EXERCISE:
Set the listing down again in full, word for word, with the pictures left out.

DATA LINES:
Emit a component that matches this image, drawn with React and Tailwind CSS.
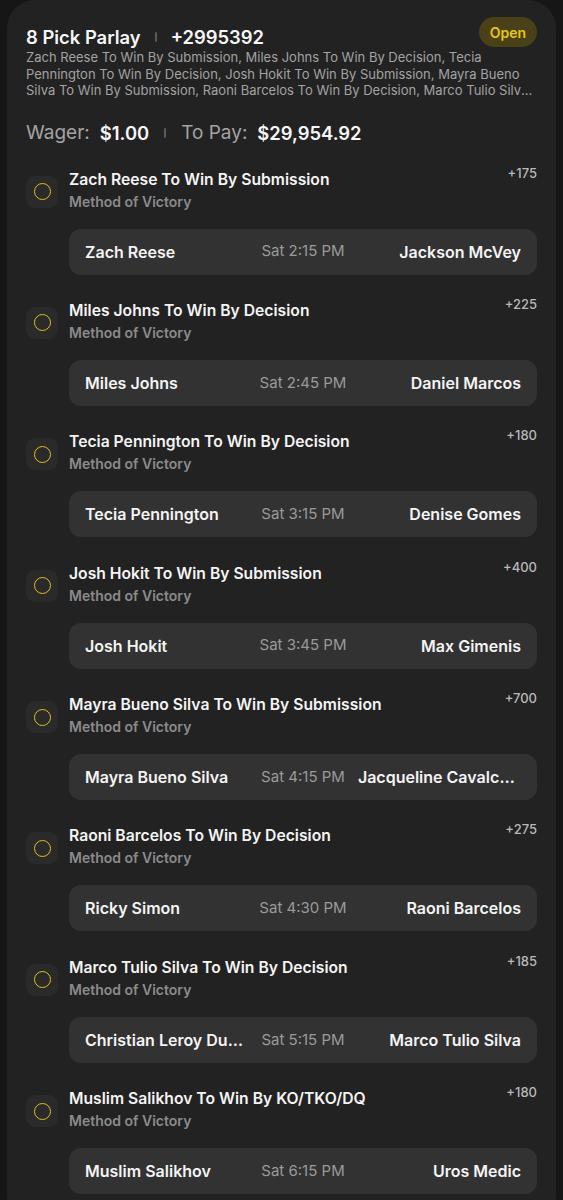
const LEGS = [
  { pick: "Zach Reese To Win By Submission", odds: "+175", left: "Zach Reese", time: "Sat 2:15 PM", right: "Jackson McVey" },
  { pick: "Miles Johns To Win By Decision", odds: "+225", left: "Miles Johns", time: "Sat 2:45 PM", right: "Daniel Marcos" },
  { pick: "Tecia Pennington To Win By Decision", odds: "+180", left: "Tecia Pennington", time: "Sat 3:15 PM", right: "Denise Gomes" },
  { pick: "Josh Hokit To Win By Submission", odds: "+400", left: "Josh Hokit", time: "Sat 3:45 PM", right: "Max Gimenis" },
  { pick: "Mayra Bueno Silva To Win By Submission", odds: "+700", left: "Mayra Bueno Silva", time: "Sat 4:15 PM", right: "Jacqueline Cavalcanti" },
  { pick: "Raoni Barcelos To Win By Decision", odds: "+275", left: "Ricky Simon", time: "Sat 4:30 PM", right: "Raoni Barcelos" },
  { pick: "Marco Tulio Silva To Win By Decision", odds: "+185", left: "Christian Leroy Duncan", time: "Sat 5:15 PM", right: "Marco Tulio Silva" },
  { pick: "Muslim Salikhov To Win By KO/TKO/DQ", odds: "+180", left: "Muslim Salikhov", time: "Sat 6:15 PM", right: "Uros Medic" },
];

const DESCRIPTION = LEGS.map((l) => l.pick).join(", ");

function Divider() {
  return <span className="inline-block h-[10px] w-[2px] rounded-full bg-[#5a5a5a]" />;
}

function Leg({ leg }) {
  return (
    <div>
      <div className="flex items-start">
        <div className="mt-[11px] flex h-[32px] w-[32px] shrink-0 items-center justify-center rounded-[9px] bg-[#2a2a2a]">
          <span className="h-[17px] w-[17px] rounded-full border-[1.5px] border-[#e2bf1c]" />
        </div>
        <div className="ml-[11px] flex-1 pt-[4px]">
          <div className="text-[15.7px] leading-[22px] font-semibold text-[#f4f4f4]">{leg.pick}</div>
          <div className="text-[14px] leading-[22px] font-semibold text-[#8b8b8b]">Method of Victory</div>
        </div>
        <div className="text-[13px] leading-[16px] font-medium text-[#b8b8b8]">{leg.odds}</div>
      </div>
      <div className="mt-[16px] ml-[43px] grid h-[46px] grid-cols-[1fr_auto_1fr] items-center gap-[13px] rounded-[12px] bg-[#323232] px-[16px]">
        <div className="truncate text-[16px] font-semibold text-[#f4f4f4]">{leg.left}</div>
        <div className="text-[15px] text-[#9a9a9a]">{leg.time}</div>
        <div className="truncate text-right text-[16px] font-semibold text-[#f4f4f4]">{leg.right}</div>
      </div>
    </div>
  );
}

export default function App() {
  return (
    <div className="min-h-screen bg-[#161616] px-[7px] font-['Inter',sans-serif]">
      <div className="rounded-[28px] bg-[#222222] px-[19px] pt-[17px] pb-[30px]">
        <div className="flex items-start justify-between">
          <div className="mt-[8px] flex items-center gap-[14px] text-[18.4px] leading-[24px] font-semibold text-[#f6f6f6]">
            <span>8 Pick Parlay</span>
            <Divider />
            <span>+2995392</span>
          </div>
          <div className="flex h-[30px] items-center rounded-full bg-[#4a4118] px-[11px] text-[14px] font-semibold text-[#e8c41c]">
            Open
          </div>
        </div>
        <p className="line-clamp-3 pr-[2px] text-[13px] leading-[16.5px] text-[#a3a3a3]">{DESCRIPTION}</p>
        <div className="mt-[22px] flex items-center text-[19px] leading-[24px]">
          <span className="text-[#a3a3a3]">Wager:</span>
          <span className="ml-[10px] text-[18.4px] font-semibold text-[#f6f6f6]">$1.00</span>
          <span className="mx-[15px] flex items-center"><Divider /></span>
          <span className="text-[#a3a3a3]">To Pay:</span>
          <span className="ml-[10px] text-[18.4px] font-semibold text-[#f6f6f6]">$29,954.92</span>
        </div>
        <div className="mt-[20px] flex flex-col gap-[21.4px]">
          {LEGS.map((leg) => (
            <Leg key={leg.pick} leg={leg} />
          ))}
        </div>
      </div>
    </div>
  );
}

WRITTEN ANSWER:
Emit a component that matches this image, drawn with React and Tailwind CSS.
const LEGS = [
  { pick: "Zach Reese To Win By Submission", odds: "+175", left: "Zach Reese", time: "Sat 2:15 PM", right: "Jackson McVey" },
  { pick: "Miles Johns To Win By Decision", odds: "+225", left: "Miles Johns", time: "Sat 2:45 PM", right: "Daniel Marcos" },
  { pick: "Tecia Pennington To Win By Decision", odds: "+180", left: "Tecia Pennington", time: "Sat 3:15 PM", right: "Denise Gomes" },
  { pick: "Josh Hokit To Win By Submission", odds: "+400", left: "Josh Hokit", time: "Sat 3:45 PM", right: "Max Gimenis" },
  { pick: "Mayra Bueno Silva To Win By Submission", odds: "+700", left: "Mayra Bueno Silva", time: "Sat 4:15 PM", right: "Jacqueline Cavalcanti" },
  { pick: "Raoni Barcelos To Win By Decision", odds: "+275", left: "Ricky Simon", time: "Sat 4:30 PM", right: "Raoni Barcelos" },
  { pick: "Marco Tulio Silva To Win By Decision", odds: "+185", left: "Christian Leroy Duncan", time: "Sat 5:15 PM", right: "Marco Tulio Silva" },
  { pick: "Muslim Salikhov To Win By KO/TKO/DQ", odds: "+180", left: "Muslim Salikhov", time: "Sat 6:15 PM", right: "Uros Medic" },
];

const DESCRIPTION = LEGS.map((l) => l.pick).join(", ");

function Divider() {
  return <span className="inline-block h-[10px] w-[2px] rounded-full bg-[#5a5a5a]" />;
}

function Leg({ leg }) {
  return (
    <div>
      <div className="flex items-start">
        <div className="mt-[11px] flex h-[32px] w-[32px] shrink-0 items-center justify-center rounded-[9px] bg-[#2a2a2a]">
          <span className="h-[17px] w-[17px] rounded-full border-[1.5px] border-[#e2bf1c]" />
        </div>
        <div className="ml-[11px] flex-1 pt-[4px]">
          <div className="text-[15.7px] leading-[22px] font-semibold text-[#f4f4f4]">{leg.pick}</div>
          <div className="text-[14px] leading-[22px] font-semibold text-[#8b8b8b]">Method of Victory</div>
        </div>
        <div className="text-[13px] leading-[16px] font-medium text-[#b8b8b8]">{leg.odds}</div>
      </div>
      <div className="mt-[16px] ml-[43px] grid h-[46px] grid-cols-[1fr_auto_1fr] items-center gap-[13px] rounded-[12px] bg-[#323232] px-[16px]">
        <div className="truncate text-[16px] font-semibold text-[#f4f4f4]">{leg.left}</div>
        <div className="text-[15px] text-[#9a9a9a]">{leg.time}</div>
        <div className="truncate text-right text-[16px] font-semibold text-[#f4f4f4]">{leg.right}</div>
      </div>
    </div>
  );
}

export default function App() {
  return (
    <div className="min-h-screen bg-[#161616] px-[7px] font-['Inter',sans-serif]">
      <div className="rounded-[28px] bg-[#222222] px-[19px] pt-[17px] pb-[30px]">
        <div className="flex items-start justify-between">
          <div className="mt-[8px] flex items-center gap-[14px] text-[18.4px] leading-[24px] font-semibold text-[#f6f6f6]">
            <span>8 Pick Parlay</span>
            <Divider />
            <span>+2995392</span>
          </div>
          <div className="flex h-[30px] items-center rounded-full bg-[#4a4118] px-[11px] text-[14px] font-semibold text-[#e8c41c]">
            Open
          </div>
        </div>
        <p className="line-clamp-3 pr-[2px] text-[13px] leading-[16.5px] text-[#a3a3a3]">{DESCRIPTION}</p>
        <div className="mt-[22px] flex items-center text-[19px] leading-[24px]">
          <span className="text-[#a3a3a3]">Wager:</span>
          <span className="ml-[10px] text-[18.4px] font-semibold text-[#f6f6f6]">$1.00</span>
          <span className="mx-[15px] flex items-center"><Divider /></span>
          <span className="text-[#a3a3a3]">To Pay:</span>
          <span className="ml-[10px] text-[18.4px] font-semibold text-[#f6f6f6]">$29,954.92</span>
        </div>
        <div className="mt-[20px] flex flex-col gap-[21.4px]">
          {LEGS.map((leg) => (
            <Leg key={leg.pick} leg={leg} />
          ))}
        </div>
      </div>
    </div>
  );
}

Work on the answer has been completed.